In theory everything that happens is part of an endless chain of cause-effect relationships, and if you knew perfectly how the stage was set you could know exactly what the outcome would be. In practice there is a functionally irreducible amount of uncertainty, and statistics can help us make far better decisions given this fact. Running a clinical trial to find that people die 37.2% less often when given some new treatment is incredibly valuable. But statistical answers are fundamentally uncertain, and what we really want when we consult an Oracle is a definitive statement. If Croesus attacks the Persians, will he win? If he’s told he has a 37.2% chance of victory, what should he do with that information?
Decisions
There are times when having precise statistical estimates, even if they are far from certain, is very valuable.
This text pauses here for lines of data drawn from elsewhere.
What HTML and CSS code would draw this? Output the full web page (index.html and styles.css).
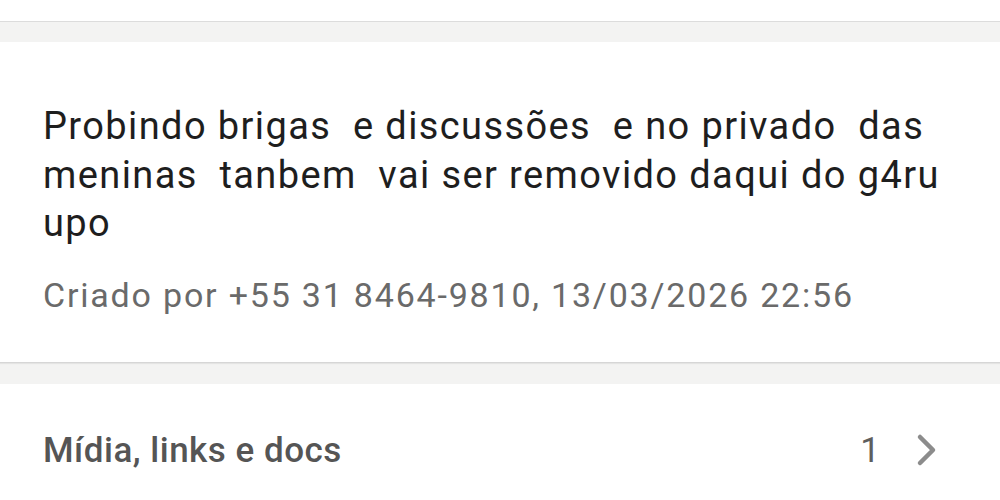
FILE: index.html
```html
<!DOCTYPE html>
<html lang="pt">
<head>
    <meta charset="UTF-8">
    <meta name="viewport" content="width=device-width, initial-scale=1.0">
    <title>Dados do grupo</title>
    <link rel="stylesheet" href="styles.css">
</head>
<body>

<div class="section top"></div>

<div class="section description">
    <p class="desc-text">Probindo brigas  e discussões  e no privado  das meninas  tanbem  vai ser removido daqui do g4ru upo</p>
    <p class="desc-meta">Criado por +55 31 8464-9810, 13/03/2026 22:56</p>
</div>

<div class="section media">
    <span class="media-label">Mídia, links e docs</span>
    <span class="media-count">1</span>
    <svg class="chevron" width="22" height="34" viewBox="0 0 22 34">
        <path d="M4 4 L17 17 L4 30" fill="none" stroke="#8c8c8c" stroke-width="4.5" stroke-linecap="round" stroke-linejoin="round"/>
    </svg>
</div>

</body>
</html>
```

FILE: styles.css
```css
body {
    margin: 0;
    background-color: #f3f3f2;
    font-family: Roboto, "Noto Sans", sans-serif;
    height: 500px;
    overflow: hidden;
}

.section {
    background-color: #ffffff;
}

.top {
    height: 21px;
    border-bottom: 1px solid #dcdcdc;
    margin-bottom: 20px;
}

.description {
    padding: 60px 30px 0 43px;
    height: 260px;
    border-bottom: 1px solid #d6d6d6;
    box-shadow: 0 1px 1px rgba(0, 0, 0, 0.06);
    margin-bottom: 21px;
}

.desc-text {
    margin: 0;
    font-size: 38px;
    line-height: 48.7px;
    letter-spacing: 1.4px;
    color: #1e1e1e;
    white-space: pre-wrap;
}

.desc-meta {
    margin: 27px 0 0 0;
    font-size: 34px;
    letter-spacing: 1.8px;
    color: #6a6a6a;
}

.media {
    display: flex;
    align-items: center;
    padding: 0 62px 0 43px;
    height: 132px;
}

.media-label {
    flex: 1;
    font-size: 35px;
    font-weight: 500;
    letter-spacing: 0.5px;
    color: #555555;
}

.media-count {
    font-size: 35px;
    color: #5e5e5e;
    margin-right: 36px;
}
```
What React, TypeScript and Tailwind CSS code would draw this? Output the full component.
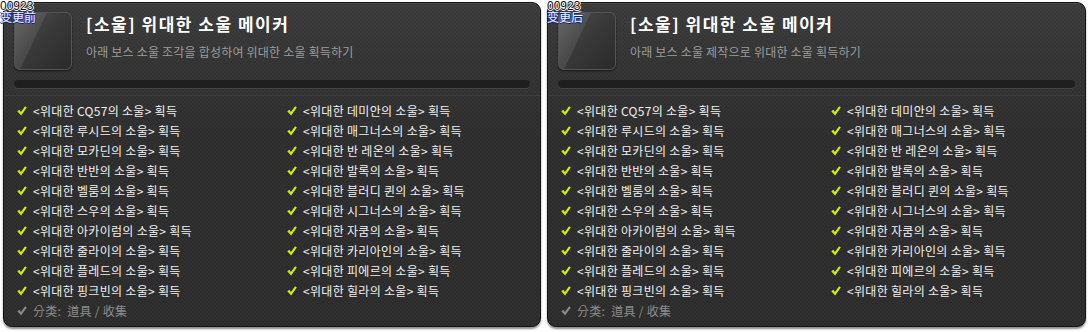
import React from 'react';

const LEFT_COL = [
  'CQ57',
  '루시드',
  '모카딘',
  '반반',
  '벨룸',
  '스우',
  '아카이럼',
  '줄라이',
  '플레드',
  '핑크빈',
];

const RIGHT_COL = [
  '데미안',
  '매그너스',
  '반 레온',
  '발록',
  '블러디 퀸',
  '시그너스',
  '자쿰',
  '카리아인',
  '피에르',
  '힐라',
];

const CheckMark = ({ color }: { color: string }) => (
  <svg width="10" height="10" viewBox="0 0 10 10" className="shrink-0">
    <path d="M0.3 5.2 L2.4 3.8 L3.9 6 L8.1 0.2 L9.8 1.4 L4.1 9.4 Z" fill={color} />
  </svg>
);

const Row = ({ name }: { name: string }) => (
  <div className="flex h-[20px] items-center">
    <CheckMark color="#d2ee00" />
    <span className="ml-[6px] whitespace-pre text-[12px] leading-[20px] tracking-[0.3px] text-[#f0f0f0]">
      {`<위대한 ${name}의 소울> 획득`}
    </span>
  </div>
);

const Panel = ({
  subtitle,
  tag,
  width,
  tagLeft,
}: {
  subtitle: string;
  tag: string;
  width: string;
  tagLeft: string;
}) => {
  return (
    <div className={`relative h-[325px] ${width} shrink-0`}>
      <div className="relative h-full w-full overflow-hidden rounded-[9px] border border-[#161616] bg-[#2d2d2d] bg-[linear-gradient(to_bottom,#3a3a3a_0px,#323232_60px,#2c2c2c_140px,#2b2b2b_100%)] shadow-[0_2px_2px_rgba(0,0,0,0.45)]">
        <div className="absolute inset-0 bg-[repeating-conic-gradient(rgba(255,255,255,0.025)_0_25%,transparent_0_50%)] bg-[length:4px_4px]" />
        <div className="absolute inset-x-0 top-0 h-px bg-[#4a4a4a]" />

        <div className="relative flex pl-[10px] pt-[9px]">
          <div className="relative h-[58px] w-[58px] shrink-0 overflow-hidden rounded-[6px] border border-[#555] bg-[linear-gradient(135deg,#505050_0%,#3a3a3a_45%,#2a2a2a_100%)] shadow-[0_1px_2px_rgba(0,0,0,0.6)]">
            <div className="absolute left-0 top-0 h-full w-full bg-[linear-gradient(115deg,rgba(255,255,255,0.14)_0%,rgba(255,255,255,0.08)_38%,transparent_39%)]" />
          </div>
          <div className="ml-[14px] flex flex-col">
            <div className="mt-[1px] text-[17px] font-bold leading-[22px] tracking-[1.5px] text-white">
              [소울] 위대한 소울 메이커
            </div>
            <div className="mt-[10px] text-[12px] leading-[14px] tracking-[0.2px] text-[#9c9c9c]">
              {subtitle}
            </div>
          </div>
        </div>

        <div className="relative mx-[10px] mt-[10px] h-[8px] rounded-full bg-[#1f1f1f] shadow-[0_1px_0_rgba(255,255,255,0.08)]" />
        <div className="relative mt-[7px] h-px bg-[#3c3c3c]" />

        <div className="relative grid grid-cols-[270px_1fr] pl-[13px] pt-[5px]">
          <div className="flex flex-col">
            {LEFT_COL.map((n) => (
              <Row key={n} name={n} />
            ))}
          </div>
          <div className="flex flex-col">
            {RIGHT_COL.map((n) => (
              <Row key={n} name={n} />
            ))}
          </div>
        </div>
        <div className="relative flex h-[20px] items-center pl-[13px]">
          <CheckMark color="#8a8a8a" />
          <span className="ml-[6px] whitespace-pre text-[12px] leading-[20px] tracking-[0.3px] text-[#8c8c8c]">
            分类:  道具 / 收集
          </span>
        </div>
      </div>

      <div
        className={`absolute ${tagLeft} top-[-2px] flex flex-col font-['Liberation_Sans','Noto_Sans_CJK_SC',sans-serif] text-[12px] leading-[12px]`}
      >
        <span className="text-[#111] [text-shadow:1px_0_0_#fff,-1px_0_0_#fff,0_1px_0_#fff,0_-1px_0_#fff]">
          00923
        </span>
        <span className="text-[#f4f4ff] [text-shadow:1px_0_0_#1c3cd8,-1px_0_0_#1c3cd8,0_1px_0_#0a1a60]">
          {tag}
        </span>
      </div>
    </div>
  );
};

export default function App() {
  return (
    <div className="flex h-[332px] w-[1090px] gap-[6px] bg-white pl-[3px] pt-[2px] font-['Noto_Sans_CJK_KR','Noto_Sans_CJK_SC',sans-serif]">
      <Panel
        width="w-[538px]"
        tag="变更前"
        tagLeft="left-[-3px]"
        subtitle="아래 보스 소울 조각을 합성하여 위대한 소울 획득하기"
      />
      <Panel
        width="w-[539px]"
        tag="变更后"
        tagLeft="left-[0px]"
        subtitle="아래 보스 소울 제작으로 위대한 소울 획득하기"
      />
    </div>
  );
}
Professional poker players report that they can really ‘feel’ the difference between a 30% chance and a 35% chance, and it’s relevant for them because they can easily calculate expected value for any given choice. We also have an entire sector of financial services that is essentially just converting statistical estimates into money.
It’s not so simple to convert probabilities into most important real-world decisions, especially when you only have one shot to make that choice, and those are the places we want oracles the most. If you are considering having children with your partner and want to know whether they’ll be happy and healthy, would an 80% chance satisfy you? A 60% chance? A 30% chance? You can think through a set of principles to make this kind of decision, something I’d like to write more on in the future, but ultimately it comes down to an intuitive judgment. It becomes more about philosophy than statistics.
I think for most humans in most situations we have essentially three settings on our probability dial when asking if something will happen: yes, no, and maybe. If we are really thinking hard about something we might be able to add a couple of gradations in the form of ‘probably yes’ and ‘probably no,’ but getting too much beyond that starts to stink of imagined accuracy. Given a 37.2% chance, we’d just round that off to a ‘maybe’ or a ‘probably no.’ At a certain point you run into diminishing returns on forecast accuracy, and we might already be well past that point when it comes to converting those forecasts into decisions.
Still, I think there is value in trying to quantify this uncertainty if only to help yourself better understand the world, particularly when everything in that world is uncertain. Maybe if King Croesus was given a 37.2% chance of victory instead of a cryptic prophecy he would have made a different choice, or maybe not. But even without plugging this number into some complex decision model, I think it would have given him pause and pushed him to think about it a little more deeply. We’re not going to get oracles that tell us what’s going to happen, but maybe we can use their prophecies to make decisions just a little bit better.



Looking forward to making decisions just a little more informed! Thank you for this insightful overview.